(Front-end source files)
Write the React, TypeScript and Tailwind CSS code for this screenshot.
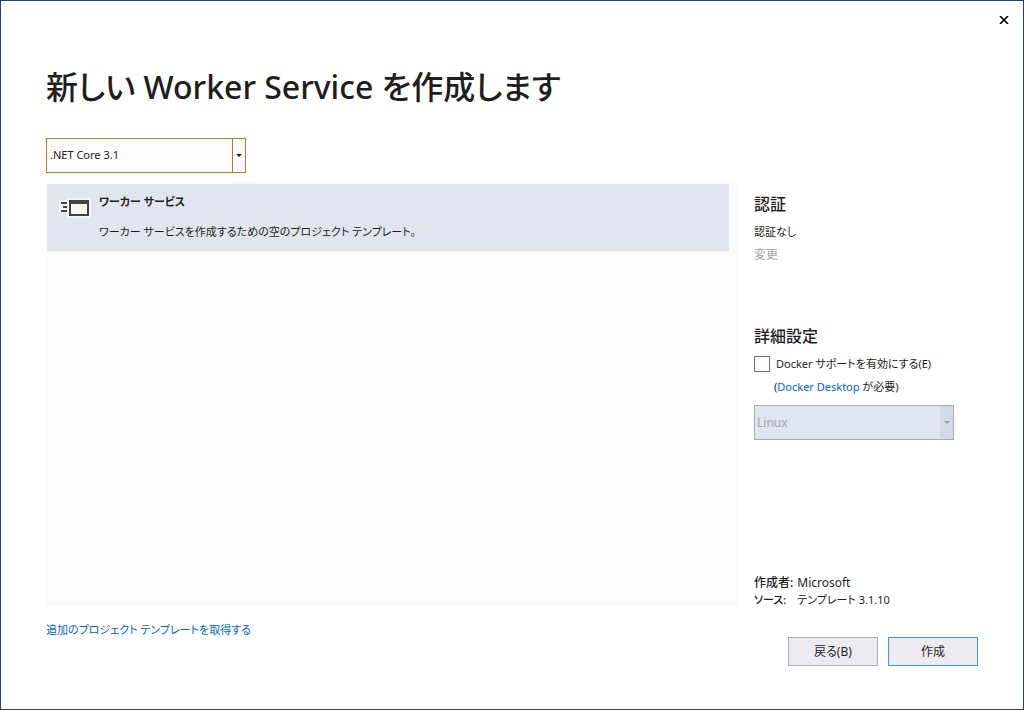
import React from "react";

function DropDown(props: { label: string; options: string[]; disabled?: boolean }) {
  const off = props.disabled;
  return (
    <div className="grid h-[35px] w-[200px] grid-cols-[1fr_14px]">
      <select
        aria-label={props.label}
        disabled={off}
        className={
          "col-span-2 col-start-1 row-start-1 appearance-none border opacity-100 outline-none " +
          (off
            ? "border-[#a2aebb] bg-[#dee6f2] px-0.5 text-xs text-[#a2a4a5]"
            : "border-[#a67f2f] bg-[#fcfcfc] px-[3px] text-[11px] text-[#1e1e1e]")
        }
      >
        {props.options.map((o) => (
          <option key={o}>{o}</option>
        ))}
      </select>
      <span
        className={
          "pointer-events-none col-start-2 row-start-1 flex items-center justify-center " +
          (off
            ? "my-px mr-px bg-[#d3d9e5] text-[#a2a4a5]"
            : "border border-[#a67f2f] text-[#1e1e1e]")
        }
      >
        <svg width="6" height="3" viewBox="0 0 6 3" fill="currentColor" aria-hidden="true">
          <path d="M0 0h6L3 3z" />
        </svg>
      </span>
    </div>
  );
}

function WorkerIcon() {
  return (
    <svg className="mt-3.5 shrink-0" width="32" height="20" viewBox="0 0 32 20" shapeRendering="crispEdges" aria-hidden="true">
      <path fill="#f6f6f6" d="M0 2h8V0h24v20H8v-6H0z" />
      <path fill="#424242" d="M2 4h6v2H2zM4 8h4v2H4zM2 12h6v2H2zM10 2h20v16H10zM12 6v10h16V6z" fillRule="evenodd" />
      <path fill="#f6f6f6" d="M12 6h16v10H12z" />
    </svg>
  );
}

export default function App() {
  return (
    <div className="flex min-h-screen flex-col border border-[#22407a] bg-white font-['Noto_Sans','Noto_Sans_CJK_JP',sans-serif] text-[11px] text-[#1e1e1e] [font-feature-settings:'palt']">
      <header className="flex h-[38px] items-center justify-end pr-[11px]">
        <button type="button" aria-label="閉じる" className="flex size-4 items-center justify-center text-black">
          <svg width="10" height="8" viewBox="0 0 10 8" stroke="currentColor" strokeWidth="1.6" aria-hidden="true">
            <path d="M1 0l8 8M9 0L1 8" />
          </svg>
        </button>
      </header>

      <div className="flex flex-1 flex-col px-[45px] pt-6 pb-[43px]">
        <h1 className="text-[32px] leading-[48px] font-medium">新しい Worker Service を作成します</h1>
        <div className="mt-[27px]">
          <DropDown label="フレームワーク" options={[".NET Core 3.1"]} />
        </div>

        <main className="mt-2.5 flex flex-1 gap-4">
          <ul className="mb-0.5 flex-1 bg-[#fbfbfb] pt-px pr-[9px] pl-px">
            <li className="flex h-[67px] gap-2 bg-[#e2e5ed] pl-3">
              <WorkerIcon />
              <div>
                <h2 className="mt-2 leading-5 font-semibold">ワーカー サービス</h2>
                <p className="mt-2.5 leading-5">ワーカー サービスを作成するための空のプロジェクト テンプレート。</p>
              </div>
            </li>
          </ul>

          <aside className="flex w-56 flex-col pt-[9px]">
            <section>
              <h2 className="text-base leading-6 font-medium">認証</h2>
              <p className="mt-1.5 leading-5">認証なし</p>
              <button type="button" disabled className="mt-[3px] block text-xs leading-5 text-[#a2a4a5]">
                変更
              </button>
            </section>

            <section className="mt-[59px]">
              <h2 className="text-base leading-6 font-medium">詳細設定</h2>
              <div className="mt-1.5 flex items-center gap-1.5">
                <input
                  id="docker"
                  type="checkbox"
                  className="size-4 appearance-none border border-[#717171] bg-[#fefefe] checked:bg-[#717171]"
                />
                <label htmlFor="docker" className="leading-5">
                  Docker サポートを有効にする(E)
                </label>
              </div>
              <p className="mt-[3px] mb-2 pl-5 leading-5">
                (
                <a href="#docker-desktop" className="text-[#0066cc]">
                  Docker Desktop
                </a>{" "}
                が必要)
              </p>
              <DropDown label="OS" options={["Linux"]} disabled />
            </section>

            <dl className="mt-auto grid grid-cols-[auto_1fr] gap-x-1 leading-[17px]">
              <dt className="text-xs leading-[17px] font-medium">作成者:</dt>
              <dd className="text-xs leading-[17px]">Microsoft</dd>
              <dt className="font-medium">ソース:</dt>
              <dd>テンプレート 3.1.10</dd>
            </dl>
          </aside>
        </main>

        <footer className="flex items-start justify-between">
          <a href="#templates" className="mt-3 leading-5 text-[#0066cc]">
            追加のプロジェクト テンプレートを取得する
          </a>
          <div className="mt-[29px] flex gap-2.5 text-xs">
            <button type="button" className="h-[29px] w-[90px] border border-[#acacac] bg-[#ececf0]">
              戻る(B)
            </button>
            <button type="button" className="h-[29px] w-[90px] border border-[#3399ff] bg-[#ececf0]">
              作成
            </button>
          </div>
        </footer>
      </div>
    </div>
  );
}
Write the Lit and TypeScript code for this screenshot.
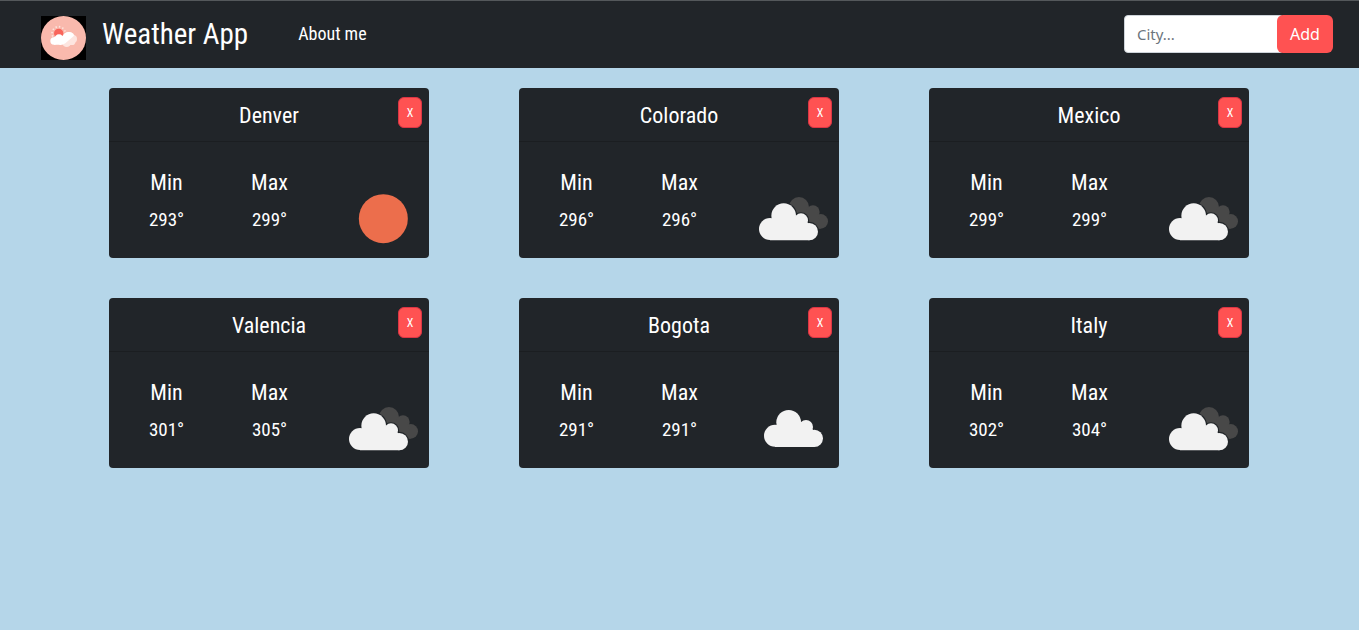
import { LitElement, html, css, svg } from "lit";
import { customElement, property, state } from "lit/decorators.js";

type Sky = "clear" | "cloudy" | "broken";

interface City {
  name: string;
  min: number;
  max: number;
  sky: Sky;
}

const cloud = svg`
  <circle cx="33" cy="77" r="33" />
  <circle cx="74" cy="37" r="37" />
  <circle cx="126" cy="51" r="21" />
  <circle cx="151" cy="85" r="26" />
  <path d="M33 50 L60 40 H120 L151 62 V111 H33 Z" />`;

@customElement("weather-icon")
export class WeatherIcon extends LitElement {
  @property() sky: Sky = "clear";

  static styles = css`
    :host {
      display: block;
    }
    .icon {
      display: block;
      width: 70px;
      height: 50px;
    }
    .sun {
      fill: #ec6e4c;
    }
    .front {
      fill: #f2f2f2;
    }
    .back {
      fill: #484848;
    }
    .gap {
      fill: #212529;
      stroke: #212529;
      stroke-width: 7;
    }
  `;

  render() {
    const drawing = {
      clear: svg`<circle class="sun" cx="103" cy="74" r="73.5" />`,
      cloudy: svg`<g class="front" transform="translate(15 18)">${cloud}</g>`,
      broken: svg`
        <g class="back">
          <circle cx="120" cy="39" r="30" />
          <circle cx="162" cy="54" r="20" />
          <circle cx="185" cy="82" r="22" />
          <path d="M120 50 H175 L185 104 H140 Z" />
        </g>
        <g class="gap" transform="translate(0 28)">${cloud}</g>
        <g class="front" transform="translate(0 28)">${cloud}</g>`,
    }[this.sky];
    return html`<svg class="icon" viewBox="0 0 210 150" aria-hidden="true">${drawing}</svg>`;
  }
}

@customElement("city-card")
export class CityCard extends LitElement {
  @property({ attribute: false }) city!: City;

  static styles = css`
    :host {
      display: block;
      position: relative;
      background: #212529;
      color: #fff;
      border-radius: 4px;
    }
    .name {
      margin: 0;
      padding: 13px 0 11px;
      border-bottom: 1px solid #1b1e21;
      font-size: 22px;
      font-weight: 400;
      line-height: 29px;
      text-align: center;
    }
    .close {
      position: absolute;
      top: 9px;
      right: 7px;
      width: 24px;
      height: 31px;
      padding: 0;
      border: 1px solid #dc3545;
      border-radius: 6px;
      background: #ff5252;
      color: #fff;
      font: inherit;
      font-size: 12px;
      cursor: pointer;
    }
    .body {
      display: grid;
      grid-template-columns: 1fr 1fr auto;
      padding: 26px 10px 14px 6px;
      text-align: center;
    }
    .reading {
      padding-bottom: 9px;
    }
    .label {
      margin: 0 0 8px;
      font-size: 22px;
      font-weight: 400;
      line-height: 29px;
    }
    .value {
      margin: 0;
      font-size: 19px;
      line-height: 30px;
    }
    .sky {
      align-self: end;
      padding-left: 28px;
    }
  `;

  private close() {
    this.dispatchEvent(new CustomEvent("close-city", { detail: this.city.name }));
  }

  render() {
    const { name, min, max, sky } = this.city;
    return html`
      <h2 class="name">${name}</h2>
      <button class="close" type="button" @click=${this.close}>X</button>
      <div class="body">
        <div class="reading">
          <h3 class="label">Min</h3>
          <p class="value">${min}°</p>
        </div>
        <div class="reading">
          <h3 class="label">Max</h3>
          <p class="value">${max}°</p>
        </div>
        <weather-icon class="sky" .sky=${sky}></weather-icon>
      </div>
    `;
  }
}

@customElement("app-root")
export class AppRoot extends LitElement {
  @state() private cities: City[] = [
    { name: "Denver", min: 293, max: 299, sky: "clear" },
    { name: "Colorado", min: 296, max: 296, sky: "broken" },
    { name: "Mexico", min: 299, max: 299, sky: "broken" },
    { name: "Valencia", min: 301, max: 305, sky: "broken" },
    { name: "Bogota", min: 291, max: 291, sky: "cloudy" },
    { name: "Italy", min: 302, max: 304, sky: "broken" },
  ];

  static styles = css`
    :host {
      display: block;
      min-height: 100vh;
      background: #b5d6e9;
      font-family: "Roboto Condensed", "Liberation Sans Narrow", "Arial Narrow", "Liberation Sans", sans-serif;
    }
    .bar {
      display: flex;
      align-items: center;
      box-sizing: border-box;
      padding: 14px 26px 15px 41px;
      border-top: 1px solid #54585b;
      background: #212529;
    }
    .brand {
      display: flex;
      align-items: center;
      gap: 16px;
      color: #fff;
      font-size: 29px;
      line-height: 38px;
      text-decoration: none;
    }
    .logo {
      display: block;
      width: 45px;
      height: 44px;
      margin-bottom: -8px;
    }
    .about {
      margin-left: 50px;
      color: #fff;
      font-size: 18px;
      line-height: 30px;
      text-decoration: none;
    }
    .search {
      display: flex;
      margin-left: auto;
      font-family: "Noto Sans", "Open Sans", sans-serif;
    }
    .field {
      box-sizing: border-box;
      width: 160px;
      height: 38px;
      margin-right: -7px;
      padding: 0 12px;
      border: 1px solid #ced4da;
      border-radius: 4px;
      background: #fff;
      color: #212529;
      font: inherit;
      font-size: 15px;
    }
    .field::placeholder {
      color: #6c757d;
      opacity: 1;
    }
    .add {
      position: relative;
      width: 56px;
      height: 38px;
      padding: 0;
      border: 0;
      border-radius: 6px;
      background: #ff5252;
      color: #fff;
      font: inherit;
      font-size: 16px;
      cursor: pointer;
    }
    .cards {
      display: grid;
      grid-template-columns: repeat(auto-fit, 320px);
      justify-content: center;
      gap: 40px 90px;
      padding: 20px 17px 20px 16px;
    }
  `;

  private remove(event: CustomEvent<string>) {
    this.cities = this.cities.filter((city) => city.name !== event.detail);
  }

  render() {
    return html`
      <nav class="bar">
        <a class="brand" href="#">
          <svg class="logo" viewBox="0 0 135 132" aria-hidden="true">
            <rect width="135" height="132" fill="#000" />
            <ellipse cx="67.5" cy="66" rx="67.5" ry="66" fill="#f9b9ad" />
            <circle cx="53" cy="52" r="20" fill="none" stroke="#fde5df" stroke-width="5" stroke-dasharray="4 6.5" />
            <circle cx="53" cy="52" r="14" fill="#f9655b" />
            <g fill="#fde5e0">
              <circle cx="84" cy="67" r="19" />
              <circle cx="96" cy="69" r="12" />
              <circle cx="77" cy="80" r="13" />
              <rect x="68" y="63" width="35" height="24" rx="10" />
            </g>
            <g fill="#fff">
              <circle cx="39" cy="75" r="11" />
              <circle cx="54" cy="69" r="14" />
              <path d="M39 64 L65 60 Q72 47 84 48 Q96 48 99 59 L73 82 Q62 90 54 86 H39 Z" />
            </g>
          </svg>
          Weather App
        </a>
        <a class="about" href="#about">About me</a>
        <form class="search" @submit=${(event: Event) => event.preventDefault()}>
          <input class="field" type="text" placeholder="City..." aria-label="City" />
          <button class="add" type="submit">Add</button>
        </form>
      </nav>
      <main class="cards">
        ${this.cities.map((city) => html`<city-card .city=${city} @close-city=${this.remove}></city-card>`)}
      </main>
    `;
  }
}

### EXERCISE TASK
Pull every line containing "React" from the data.

### TASK SOLUTION
Write the React, TypeScript and Tailwind CSS code for this screenshot.
import React from "react";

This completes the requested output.